I'm given a graph G with n vertices, labelled from 1 to n (2<=n<=10^5). Each vertex has a score related with it. Two friends A and B play a game. A starts with vertex 1 and B from n. In any step, player can move to a vertex if it is not already occupied and is adjacent to any of the vertex already occupied by the same player. A starts first. The final score is the sum of all the scores you get from nodes visited. The player with more score wins. Which of A or B wins the game? If both players have the same score, B wins.
My attempt:
If G is a tree, I can get the path from 1 to n. Say it is
1 -> a_1 -> a_2 -> ... a_k -> n
A will then occupy all the nodes that are "child" of 1, a_1, ... a_x (where x = ceil(k/2) ) and B will occupy the rest. We can see who gets more and get the winner.

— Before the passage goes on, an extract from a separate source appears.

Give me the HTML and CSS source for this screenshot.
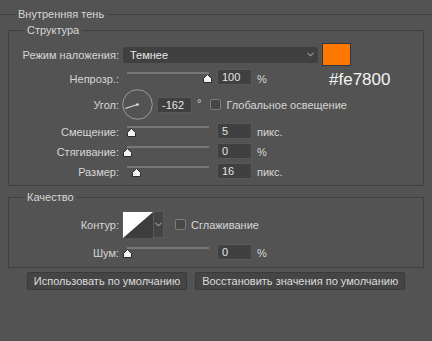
FILE: index.html
```html
<!DOCTYPE html>
<html lang="ru">
<head>
<meta charset="utf-8">
<link rel="stylesheet" href="styles.css">
</head>
<body>
<div class="panel">
  <div class="panel-title"><span>Внутренняя тень</span></div>

  <section class="group">
    <div class="group-title">Структура</div>
    <div class="rows">
      <div class="row row-tall">
        <span class="lbl">Режим наложения:</span>
        <div class="select"><span>Темнее</span>
          <svg class="chev" width="7" height="5" viewBox="0 0 7 5"><polyline points="0.5,0.8 3.5,3.8 6.5,0.8" fill="none" stroke="#9a9a9a" stroke-width="1.1"/></svg>
        </div>
        <div class="swatch"></div>
      </div>

      <div class="row">
        <span class="lbl">Непрозр.:</span>
        <div class="slider"><span class="thumb" style="left:98%"><svg width="9" height="9" viewBox="0 0 9 9"><polygon points="4.5,0.5 8.5,4.5 8.5,8.5 0.5,8.5 0.5,4.5" fill="#f2f2f2" stroke="#2a2a2a" stroke-width="1"/></svg></span></div>
        <div class="field">100</div>
        <span class="unit">%</span>
        <span class="hex">#fe7800</span>
      </div>

      <div class="row row-dial">
        <span class="lbl">Угол:</span>
        <div class="inline">
          <svg class="dial" width="31" height="31" viewBox="0 0 31 31">
            <circle cx="15.5" cy="15.5" r="14.8" fill="none" stroke="#9c9c9c" stroke-width="1"/>
            <line x1="15.5" y1="15.5" x2="3.2" y2="19.5" stroke="#dcdcdc" stroke-width="1.1"/>
            <circle cx="15.5" cy="15.5" r="1.3" fill="#e6e6e6"/>
          </svg>
          <div class="field field-gap">-162</div>
          <span class="deg">°</span>
          <span class="check"></span>
          <span class="check-label">Глобальное освещение</span>
        </div>
      </div>

      <div class="row">
        <span class="lbl">Смещение:</span>
        <div class="slider"><span class="thumb" style="left:5%"><svg width="9" height="9" viewBox="0 0 9 9"><polygon points="4.5,0.5 8.5,4.5 8.5,8.5 0.5,8.5 0.5,4.5" fill="#f2f2f2" stroke="#2a2a2a" stroke-width="1"/></svg></span></div>
        <div class="field">5</div>
        <span class="unit">пикс.</span>
      </div>

      <div class="row">
        <span class="lbl">Стягивание:</span>
        <div class="slider"><span class="thumb" style="left:0%"><svg width="9" height="9" viewBox="0 0 9 9"><polygon points="4.5,0.5 8.5,4.5 8.5,8.5 0.5,8.5 0.5,4.5" fill="#f2f2f2" stroke="#2a2a2a" stroke-width="1"/></svg></span></div>
        <div class="field">0</div>
        <span class="unit">%</span>
      </div>

      <div class="row">
        <span class="lbl">Размер:</span>
        <div class="slider"><span class="thumb" style="left:11%"><svg width="9" height="9" viewBox="0 0 9 9"><polygon points="4.5,0.5 8.5,4.5 8.5,8.5 0.5,8.5 0.5,4.5" fill="#f2f2f2" stroke="#2a2a2a" stroke-width="1"/></svg></span></div>
        <div class="field">16</div>
        <span class="unit">пикс.</span>
      </div>
    </div>
  </section>

  <section class="group group-quality">
    <div class="group-title">Качество</div>
    <div class="rows rows-quality">
      <div class="row row-contour">
        <span class="lbl">Контур:</span>
        <div class="inline">
          <div class="contour">
            <svg class="contour-img" width="30" height="26" viewBox="0 0 30 26">
              <rect width="30" height="26" fill="#3d3d3d"/>
              <polygon points="0,0 30,0 0,26" fill="#ffffff"/>
            </svg>
            <div class="contour-drop">
              <svg width="7" height="5" viewBox="0 0 7 5"><polyline points="0.5,0.8 3.5,3.8 6.5,0.8" fill="none" stroke="#9a9a9a" stroke-width="1.1"/></svg>
            </div>
          </div>
          <span class="check check-gap"></span>
          <span class="check-label">Сглаживание</span>
        </div>
      </div>

      <div class="row">
        <span class="lbl">Шум:</span>
        <div class="slider"><span class="thumb" style="left:0%"><svg width="9" height="9" viewBox="0 0 9 9"><polygon points="4.5,0.5 8.5,4.5 8.5,8.5 0.5,8.5 0.5,4.5" fill="#f2f2f2" stroke="#2a2a2a" stroke-width="1"/></svg></span></div>
        <div class="field">0</div>
        <span class="unit">%</span>
      </div>
    </div>
  </section>

  <div class="buttons">
    <button class="btn">Использовать по умолчанию</button>
    <button class="btn">Восстановить значения по умолчанию</button>
  </div>
</div>
</body>
</html>
```

FILE: styles.css
```css
html, body {
  margin: 0;
  padding: 0;
}

body {
  width: 432px;
  height: 341px;
  overflow: hidden;
  background: #535353;
  font-family: "Liberation Sans", Arial, sans-serif;
  font-size: 11px;
  color: #d6d6d6;
}

.panel-title {
  display: flex;
  align-items: center;
  height: 14px;
  margin-top: 7px;
  line-height: 14px;
}

.panel-title::before {
  content: "";
  width: 16px;
  height: 1px;
  margin-right: 2px;
  background: #404040;
}

.panel-title::after {
  content: "";
  flex: 1;
  height: 1px;
  margin-left: 3px;
  background: #404040;
}

.group {
  margin: 9px 8px 0;
  border: 1px solid #404040;
}

.group-quality {
  margin-top: 11px;
}

.group-title {
  width: max-content;
  margin: -8px 0 0 15px;
  padding: 0 3px;
  line-height: 14px;
  background: #535353;
}

.rows {
  display: flex;
  flex-direction: column;
  gap: 3px;
  margin-top: 6px;
  padding-bottom: 5px;
}

.rows-quality {
  gap: 6px;
  margin-top: 7px;
  padding-bottom: 6px;
}

.row {
  display: grid;
  grid-template-columns: 114px 94px 35px 70px 1fr;
  grid-template-rows: 1fr;
  align-items: center;
  height: 17px;
}

.row-tall {
  height: 23px;
}

.row-dial {
  height: 31px;
}

.row-contour {
  height: 27px;
}

.lbl {
  padding-right: 4px;
  text-align: right;
  white-space: nowrap;
}

.select {
  grid-column: 2 / 5;
  display: flex;
  align-items: center;
  justify-content: space-between;
  height: 16px;
  margin-right: 4px;
  padding: 0 4px 0 7px;
  box-sizing: border-box;
  background: #404040;
  border-radius: 2px;
  color: #e8e8e8;
}

.swatch {
  grid-column: 5;
  width: 29px;
  height: 23px;
  box-sizing: border-box;
  background: #fe7800;
  border: 1px solid #2c3540;
}

.hex {
  grid-column: 5;
  align-self: start;
  margin-top: 2px;
  padding-left: 7px;
  font-size: 17px;
  line-height: 17px;
  color: #f2f2f2;
}

.slider {
  position: relative;
  align-self: start;
  width: 82px;
  height: 2px;
  margin: 3px 0 0 4px;
  background: #777777;
}

.thumb {
  position: absolute;
  top: 2px;
  width: 9px;
  height: 9px;
  margin-left: -4.5px;
}

.thumb svg {
  display: block;
}

.field {
  align-self: start;
  width: 35px;
  height: 16px;
  box-sizing: border-box;
  padding-left: 4px;
  line-height: 14px;
  background: #404040;
  border: 1px solid #585858;
  color: #e4e4e4;
}

.unit {
  padding-left: 5px;
}

.inline {
  grid-column: 2 / 6;
  display: flex;
  align-items: center;
  margin-left: -1px;
}

.dial {
  display: block;
}

.inline .field-gap {
  align-self: center;
  margin-left: 4px;
}

.deg {
  margin-left: 5px;
  align-self: flex-start;
  margin-top: 8px;
}

.check {
  width: 11px;
  height: 11px;
  box-sizing: border-box;
  margin-left: 9px;
  background: #474747;
  border: 1px solid #7c7c7c;
  border-radius: 2px;
}

.check-gap {
  margin-left: 11px;
}

.check-label {
  margin-left: 5px;
  white-space: nowrap;
}

.contour {
  display: flex;
  height: 27px;
  box-sizing: border-box;
  border: 1px solid #5a5a5a;
}

.contour-img {
  display: block;
}

.contour-drop {
  display: flex;
  align-items: center;
  justify-content: center;
  width: 9px;
  background: #444444;
  border-left: 1px solid #5a5a5a;
}

.buttons {
  display: flex;
  justify-content: center;
  gap: 8px;
  margin-top: 4px;
}

.btn {
  height: 18px;
  box-sizing: border-box;
  padding: 0 6px;
  font: inherit;
  line-height: 16px;
  color: #dcdcdc;
  background: #454545;
  border: 1px solid #3a3a3a;
  border-radius: 2px;
}
```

If G is a graph (more than n-1 edges), above approach won't work because there can be more than one path to a vertex from a given starting point. So, I made a max heap for A and other for B. Then:
Start with adding
1s andns adjacent vertices' scores in respective heaps.Get index with max score, remove it. Add its adjacent vertices' scores in the respective heap.
The one with higher score wins.
Correct? No. This is a greedy approach and gives wrong answer in many cases. What should be the optimal strategy for this case?
Example
Suppose n = 5. The following vertices are adjacent:
1 5
1 2
3 5
4 5
The scores associated with each vertex are respectively:
10 20 30 40 50
A initially has score 10 and B 50. A can only visit 2 (final score = 10 + 20) while B can visit 3 and 4 (final score = 30 + 40 + 50). Hence B wins the game.